GIVEN DATA:
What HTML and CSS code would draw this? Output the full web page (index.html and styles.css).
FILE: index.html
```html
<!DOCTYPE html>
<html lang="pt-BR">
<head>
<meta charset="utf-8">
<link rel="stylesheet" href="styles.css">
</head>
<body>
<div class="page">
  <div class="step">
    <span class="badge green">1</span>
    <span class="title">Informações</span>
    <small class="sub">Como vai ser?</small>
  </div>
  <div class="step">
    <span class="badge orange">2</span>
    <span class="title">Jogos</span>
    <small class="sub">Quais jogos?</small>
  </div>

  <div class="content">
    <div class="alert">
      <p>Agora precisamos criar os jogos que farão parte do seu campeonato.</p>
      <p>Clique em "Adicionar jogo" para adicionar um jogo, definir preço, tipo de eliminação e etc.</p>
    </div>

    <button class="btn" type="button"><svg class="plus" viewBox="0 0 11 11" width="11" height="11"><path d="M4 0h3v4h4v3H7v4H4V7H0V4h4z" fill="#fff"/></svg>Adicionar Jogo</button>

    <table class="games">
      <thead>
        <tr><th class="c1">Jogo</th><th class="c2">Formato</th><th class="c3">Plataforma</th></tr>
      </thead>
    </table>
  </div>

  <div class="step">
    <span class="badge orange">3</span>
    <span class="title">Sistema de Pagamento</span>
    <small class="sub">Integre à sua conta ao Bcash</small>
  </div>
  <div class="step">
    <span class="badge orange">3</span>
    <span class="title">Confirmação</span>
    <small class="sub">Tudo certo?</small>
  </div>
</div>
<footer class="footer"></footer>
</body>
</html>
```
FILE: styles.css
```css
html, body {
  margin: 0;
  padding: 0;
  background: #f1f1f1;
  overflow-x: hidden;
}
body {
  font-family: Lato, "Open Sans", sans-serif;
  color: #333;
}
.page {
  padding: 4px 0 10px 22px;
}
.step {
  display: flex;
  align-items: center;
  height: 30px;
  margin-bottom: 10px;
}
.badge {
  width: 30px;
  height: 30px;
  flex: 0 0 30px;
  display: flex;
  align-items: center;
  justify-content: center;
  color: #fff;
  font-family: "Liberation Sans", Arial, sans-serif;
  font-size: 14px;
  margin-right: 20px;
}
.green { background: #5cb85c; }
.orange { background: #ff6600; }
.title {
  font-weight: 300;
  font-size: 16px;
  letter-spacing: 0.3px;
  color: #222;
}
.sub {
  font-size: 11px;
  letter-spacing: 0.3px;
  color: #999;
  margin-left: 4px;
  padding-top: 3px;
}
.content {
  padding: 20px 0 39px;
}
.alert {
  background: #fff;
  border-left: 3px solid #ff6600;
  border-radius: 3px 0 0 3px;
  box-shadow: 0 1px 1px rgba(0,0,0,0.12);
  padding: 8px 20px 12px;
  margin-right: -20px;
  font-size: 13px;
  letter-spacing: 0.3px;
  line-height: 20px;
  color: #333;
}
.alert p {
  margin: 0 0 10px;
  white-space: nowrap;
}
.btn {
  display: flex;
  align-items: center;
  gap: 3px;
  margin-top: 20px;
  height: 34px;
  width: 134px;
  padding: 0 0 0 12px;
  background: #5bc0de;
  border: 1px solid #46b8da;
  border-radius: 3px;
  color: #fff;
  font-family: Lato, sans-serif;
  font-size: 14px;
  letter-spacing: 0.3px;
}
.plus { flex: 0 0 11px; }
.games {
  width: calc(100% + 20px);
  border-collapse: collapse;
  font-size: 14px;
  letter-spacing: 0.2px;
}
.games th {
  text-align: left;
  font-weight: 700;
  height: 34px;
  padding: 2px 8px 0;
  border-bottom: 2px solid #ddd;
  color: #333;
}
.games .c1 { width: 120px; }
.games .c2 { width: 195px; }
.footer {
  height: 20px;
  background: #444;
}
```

CHALLENGE: From the data above, extract every line in its exact form.

RESULT BELOW:
What HTML and CSS code would draw this? Output the full web page (index.html and styles.css).
FILE: index.html
```html
<!DOCTYPE html>
<html lang="pt-BR">
<head>
<meta charset="utf-8">
<link rel="stylesheet" href="styles.css">
</head>
<body>
<div class="page">
  <div class="step">
    <span class="badge green">1</span>
    <span class="title">Informações</span>
    <small class="sub">Como vai ser?</small>
  </div>
  <div class="step">
    <span class="badge orange">2</span>
    <span class="title">Jogos</span>
    <small class="sub">Quais jogos?</small>
  </div>

  <div class="content">
    <div class="alert">
      <p>Agora precisamos criar os jogos que farão parte do seu campeonato.</p>
      <p>Clique em "Adicionar jogo" para adicionar um jogo, definir preço, tipo de eliminação e etc.</p>
    </div>

    <button class="btn" type="button"><svg class="plus" viewBox="0 0 11 11" width="11" height="11"><path d="M4 0h3v4h4v3H7v4H4V7H0V4h4z" fill="#fff"/></svg>Adicionar Jogo</button>

    <table class="games">
      <thead>
        <tr><th class="c1">Jogo</th><th class="c2">Formato</th><th class="c3">Plataforma</th></tr>
      </thead>
    </table>
  </div>

  <div class="step">
    <span class="badge orange">3</span>
    <span class="title">Sistema de Pagamento</span>
    <small class="sub">Integre à sua conta ao Bcash</small>
  </div>
  <div class="step">
    <span class="badge orange">3</span>
    <span class="title">Confirmação</span>
    <small class="sub">Tudo certo?</small>
  </div>
</div>
<footer class="footer"></footer>
</body>
</html>
```
FILE: styles.css
```css
html, body {
  margin: 0;
  padding: 0;
  background: #f1f1f1;
  overflow-x: hidden;
}
body {
  font-family: Lato, "Open Sans", sans-serif;
  color: #333;
}
.page {
  padding: 4px 0 10px 22px;
}
.step {
  display: flex;
  align-items: center;
  height: 30px;
  margin-bottom: 10px;
}
.badge {
  width: 30px;
  height: 30px;
  flex: 0 0 30px;
  display: flex;
  align-items: center;
  justify-content: center;
  color: #fff;
  font-family: "Liberation Sans", Arial, sans-serif;
  font-size: 14px;
  margin-right: 20px;
}
.green { background: #5cb85c; }
.orange { background: #ff6600; }
.title {
  font-weight: 300;
  font-size: 16px;
  letter-spacing: 0.3px;
  color: #222;
}
.sub {
  font-size: 11px;
  letter-spacing: 0.3px;
  color: #999;
  margin-left: 4px;
  padding-top: 3px;
}
.content {
  padding: 20px 0 39px;
}
.alert {
  background: #fff;
  border-left: 3px solid #ff6600;
  border-radius: 3px 0 0 3px;
  box-shadow: 0 1px 1px rgba(0,0,0,0.12);
  padding: 8px 20px 12px;
  margin-right: -20px;
  font-size: 13px;
  letter-spacing: 0.3px;
  line-height: 20px;
  color: #333;
}
.alert p {
  margin: 0 0 10px;
  white-space: nowrap;
}
.btn {
  display: flex;
  align-items: center;
  gap: 3px;
  margin-top: 20px;
  height: 34px;
  width: 134px;
  padding: 0 0 0 12px;
  background: #5bc0de;
  border: 1px solid #46b8da;
  border-radius: 3px;
  color: #fff;
  font-family: Lato, sans-serif;
  font-size: 14px;
  letter-spacing: 0.3px;
}
.plus { flex: 0 0 11px; }
.games {
  width: calc(100% + 20px);
  border-collapse: collapse;
  font-size: 14px;
  letter-spacing: 0.2px;
}
.games th {
  text-align: left;
  font-weight: 700;
  height: 34px;
  padding: 2px 8px 0;
  border-bottom: 2px solid #ddd;
  color: #333;
}
.games .c1 { width: 120px; }
.games .c2 { width: 195px; }
.footer {
  height: 20px;
  background: #444;
}
```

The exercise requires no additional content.